Ceci étant posé, il faut d’emblée remarquer que Tiqqun constitue un objet singulier, en ce sens qu’il ne s’agit pas d’une œuvre académique destinée à un public de philosophes, ni d’un simple traité de théorie politique : il s’agit bien plutôt d’un manuel pour l’action – et d’un manuel pour l’action qui brandit, telle une bannière, une obscure tradition ésotérique du judaïsme, vieille de plus de cinq cents ans : la kabbale lourianique. Le titre de la revue, en effet, n’est que la version francisée du tikkun (תיקון), concept essentiel de la tradition en question ; le tikkun, c’est littéralement la « réparation » ou la rédemption. La mobilisation ostentatoire de la kabbale lourianique par une publication de la gauche radicale, qui s’adresse directement au milieu militant, paraît tout à fait inédite. De quelle(s) manière(s) une ancienne tradition ésotérique juive peut-elle informer une théorie politique qui cherche à développer des outils pour penser le combat contre le « capitalo-parlementarisme », pour reprendre le terme forgé par Alain Badiou ?

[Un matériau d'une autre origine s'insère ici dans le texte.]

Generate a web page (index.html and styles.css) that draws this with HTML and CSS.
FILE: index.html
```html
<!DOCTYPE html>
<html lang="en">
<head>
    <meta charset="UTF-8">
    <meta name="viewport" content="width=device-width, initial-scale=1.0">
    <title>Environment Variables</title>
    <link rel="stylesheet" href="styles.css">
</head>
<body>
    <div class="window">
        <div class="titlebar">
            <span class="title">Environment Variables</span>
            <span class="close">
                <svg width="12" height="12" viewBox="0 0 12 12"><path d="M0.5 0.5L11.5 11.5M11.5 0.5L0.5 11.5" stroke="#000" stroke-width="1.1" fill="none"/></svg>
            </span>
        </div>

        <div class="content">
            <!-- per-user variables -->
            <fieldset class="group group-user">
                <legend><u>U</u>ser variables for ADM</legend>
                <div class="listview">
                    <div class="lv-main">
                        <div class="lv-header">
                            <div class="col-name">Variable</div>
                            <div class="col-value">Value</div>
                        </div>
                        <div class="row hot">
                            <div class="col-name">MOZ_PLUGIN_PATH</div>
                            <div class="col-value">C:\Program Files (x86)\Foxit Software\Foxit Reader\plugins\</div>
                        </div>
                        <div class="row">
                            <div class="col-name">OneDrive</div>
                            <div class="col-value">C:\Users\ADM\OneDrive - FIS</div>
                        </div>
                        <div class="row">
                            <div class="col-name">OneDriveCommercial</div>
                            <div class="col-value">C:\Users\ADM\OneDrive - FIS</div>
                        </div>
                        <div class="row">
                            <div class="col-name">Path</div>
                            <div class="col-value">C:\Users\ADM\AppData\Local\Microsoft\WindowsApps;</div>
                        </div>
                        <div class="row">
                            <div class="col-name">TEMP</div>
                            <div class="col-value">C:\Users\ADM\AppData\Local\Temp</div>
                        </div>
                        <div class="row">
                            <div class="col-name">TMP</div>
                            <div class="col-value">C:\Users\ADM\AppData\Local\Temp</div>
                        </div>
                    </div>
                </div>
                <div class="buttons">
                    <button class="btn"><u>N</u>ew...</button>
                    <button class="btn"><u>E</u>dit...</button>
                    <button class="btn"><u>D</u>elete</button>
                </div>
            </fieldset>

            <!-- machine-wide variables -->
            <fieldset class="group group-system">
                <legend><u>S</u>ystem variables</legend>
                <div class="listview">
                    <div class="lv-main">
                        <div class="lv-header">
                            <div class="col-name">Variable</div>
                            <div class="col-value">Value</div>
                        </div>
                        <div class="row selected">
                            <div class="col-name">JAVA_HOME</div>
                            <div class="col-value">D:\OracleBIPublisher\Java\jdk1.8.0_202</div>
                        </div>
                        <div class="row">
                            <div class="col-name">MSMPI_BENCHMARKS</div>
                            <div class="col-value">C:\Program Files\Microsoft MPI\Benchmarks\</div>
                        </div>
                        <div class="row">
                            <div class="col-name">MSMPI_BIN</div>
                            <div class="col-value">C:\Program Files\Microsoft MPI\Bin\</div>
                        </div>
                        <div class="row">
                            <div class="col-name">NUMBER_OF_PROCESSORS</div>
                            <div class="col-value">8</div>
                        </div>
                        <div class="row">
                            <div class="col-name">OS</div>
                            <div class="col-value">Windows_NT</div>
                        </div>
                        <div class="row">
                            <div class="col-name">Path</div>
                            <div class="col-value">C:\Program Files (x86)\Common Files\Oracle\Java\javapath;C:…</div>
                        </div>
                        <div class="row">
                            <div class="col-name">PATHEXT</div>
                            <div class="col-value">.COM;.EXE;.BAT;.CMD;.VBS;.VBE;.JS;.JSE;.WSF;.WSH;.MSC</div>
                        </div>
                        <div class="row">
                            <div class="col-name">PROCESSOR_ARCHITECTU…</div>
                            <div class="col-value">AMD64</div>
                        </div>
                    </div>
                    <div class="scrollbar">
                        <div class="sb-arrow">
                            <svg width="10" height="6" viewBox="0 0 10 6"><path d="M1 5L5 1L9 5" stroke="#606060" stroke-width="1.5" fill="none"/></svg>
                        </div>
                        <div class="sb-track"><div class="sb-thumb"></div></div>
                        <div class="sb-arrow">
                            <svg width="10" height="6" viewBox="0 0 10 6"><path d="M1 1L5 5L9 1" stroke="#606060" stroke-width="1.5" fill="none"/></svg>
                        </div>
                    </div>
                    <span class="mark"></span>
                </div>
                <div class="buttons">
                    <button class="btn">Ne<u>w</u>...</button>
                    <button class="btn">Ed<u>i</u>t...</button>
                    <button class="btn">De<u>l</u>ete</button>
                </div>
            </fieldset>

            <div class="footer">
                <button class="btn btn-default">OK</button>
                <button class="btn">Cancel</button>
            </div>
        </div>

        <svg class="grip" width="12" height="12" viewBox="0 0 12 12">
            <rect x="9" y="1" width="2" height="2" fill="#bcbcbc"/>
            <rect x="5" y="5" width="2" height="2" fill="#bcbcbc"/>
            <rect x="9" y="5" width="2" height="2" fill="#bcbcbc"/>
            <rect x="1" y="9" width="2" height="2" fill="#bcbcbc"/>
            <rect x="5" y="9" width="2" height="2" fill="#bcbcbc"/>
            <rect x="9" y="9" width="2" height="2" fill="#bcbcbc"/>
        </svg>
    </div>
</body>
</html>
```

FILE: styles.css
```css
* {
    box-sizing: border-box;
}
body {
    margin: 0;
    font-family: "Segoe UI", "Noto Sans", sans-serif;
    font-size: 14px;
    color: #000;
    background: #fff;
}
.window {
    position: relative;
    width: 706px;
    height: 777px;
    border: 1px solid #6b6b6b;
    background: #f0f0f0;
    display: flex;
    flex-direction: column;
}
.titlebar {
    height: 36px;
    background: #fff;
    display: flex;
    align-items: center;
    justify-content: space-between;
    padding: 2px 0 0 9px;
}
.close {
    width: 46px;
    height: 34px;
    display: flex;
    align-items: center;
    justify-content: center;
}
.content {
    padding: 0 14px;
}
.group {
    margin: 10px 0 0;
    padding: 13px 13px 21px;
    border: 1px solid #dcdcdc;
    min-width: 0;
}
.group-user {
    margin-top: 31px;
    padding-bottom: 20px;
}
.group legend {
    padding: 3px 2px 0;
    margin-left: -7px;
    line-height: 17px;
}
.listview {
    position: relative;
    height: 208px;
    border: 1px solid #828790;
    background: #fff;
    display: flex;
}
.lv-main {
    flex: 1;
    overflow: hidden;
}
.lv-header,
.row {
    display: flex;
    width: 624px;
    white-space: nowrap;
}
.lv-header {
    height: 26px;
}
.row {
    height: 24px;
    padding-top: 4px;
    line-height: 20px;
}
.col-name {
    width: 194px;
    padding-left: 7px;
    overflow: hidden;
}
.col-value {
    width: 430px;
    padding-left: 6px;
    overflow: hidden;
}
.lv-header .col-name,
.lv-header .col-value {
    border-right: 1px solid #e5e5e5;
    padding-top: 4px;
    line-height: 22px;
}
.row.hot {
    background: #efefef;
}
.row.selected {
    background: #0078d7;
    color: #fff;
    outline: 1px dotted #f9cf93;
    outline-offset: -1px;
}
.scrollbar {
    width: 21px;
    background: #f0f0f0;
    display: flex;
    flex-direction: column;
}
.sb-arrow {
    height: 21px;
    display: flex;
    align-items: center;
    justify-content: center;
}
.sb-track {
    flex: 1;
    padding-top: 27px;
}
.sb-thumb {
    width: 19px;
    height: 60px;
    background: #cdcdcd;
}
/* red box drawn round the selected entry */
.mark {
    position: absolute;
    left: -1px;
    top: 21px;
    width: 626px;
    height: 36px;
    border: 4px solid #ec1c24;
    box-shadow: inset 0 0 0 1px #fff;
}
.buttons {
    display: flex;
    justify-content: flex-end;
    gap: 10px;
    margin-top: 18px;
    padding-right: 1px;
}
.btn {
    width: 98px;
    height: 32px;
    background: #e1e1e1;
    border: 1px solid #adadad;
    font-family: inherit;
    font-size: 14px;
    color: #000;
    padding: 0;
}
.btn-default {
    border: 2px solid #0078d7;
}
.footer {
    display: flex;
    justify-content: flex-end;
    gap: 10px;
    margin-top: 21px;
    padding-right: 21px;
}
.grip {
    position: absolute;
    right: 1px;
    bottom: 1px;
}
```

Dégel théorique et détour par le religieux

La fonction jouée par la kabbale lourianique dans les écrits de Tiqqun est loin d’être univoque. Les conditions de la genèse de la revue nous éclairent sur un premier aspect de cette figure théologico-politique particulière formée par l’alliance de l’ésotérisme juif et des radical politics.

Anselm Kieffer – Shevirat Ha-Kelim[1] – Saint Louis art museum

Tiqqun nait à la toute fin des années 1990, en plein milieu du mouvement dit « des chômeurs ». Cette période voit le retour, en France et ailleurs, des luttes sociales sur la scène politique. Alors que les années 1980 et le début des années 1990 étaient globalement marqués par un net recul des productions théoriques à caractère révolutionnaire, par un véritable déclin des pratiques contestataires et, parallèlement, par le triomphe de l’idéologie néolibérale à l’échelle mondiale, un « dégel théorique » s’amorce au milieu de la dernière décennie du millénaire. Ce dégel s’accompagne d’un renouveau : la pensée révolutionnaire qui émerge entre la fin des années 1990 et le début des années 2000 est caractérisée par sa propension à mobiliser des références non canoniques, hétérogènes, pas encore usées par la tradition. La religion au sens large est alors perçue comme un matériau fertile, et inspire les nouvelles productions théoriques et militantes – Julien Coupat ira même jusqu’à déclarer, lors du colloque sur Marx organisé à Nanterre en 1998 : « (…) La critique n’a que faire des docteurs en sociologie (…), car c’est de poètes et de théologiens qu’elle a désormais besoin ». Cette déclaration relève peut-être de la provocation, mais elle exprime assez bien l’ambiance qui a présidé à la naissance de Tiqqun. Mais pourquoi les rédacteurs de la revue ont-ils jeté leur dévolu sur cette obscure tradition ésotérique, et non pas sur les figures plus consensuelles de Paul et de Jésus comme Zizek [2] ou Badiou[3] à la même époque ?

Des assiettes de pâtes chez Giorgio Agamben

Avant de rentrer plus avant dans l’analyse de la richesse conceptuelle de cette tradition particulière, il faut revenir sur un personnage qui a joué un rôle intellectuel et matériel très important pour Tiqqun : Giorgio Agamben. Comme le note un témoin de l’époque : « Ils [Tiqqun] se réunissaient souvent chez Giorgio Agamben, dans son appartement parisien. Ils volaient dans les magasins bio, Agamben leur faisait des pâtes, ils mettaient trois heures à choisir un mot, c’était drôle de les observer. (…) Tous étaient liés par une véritable dévotion pour Agamben[4] ».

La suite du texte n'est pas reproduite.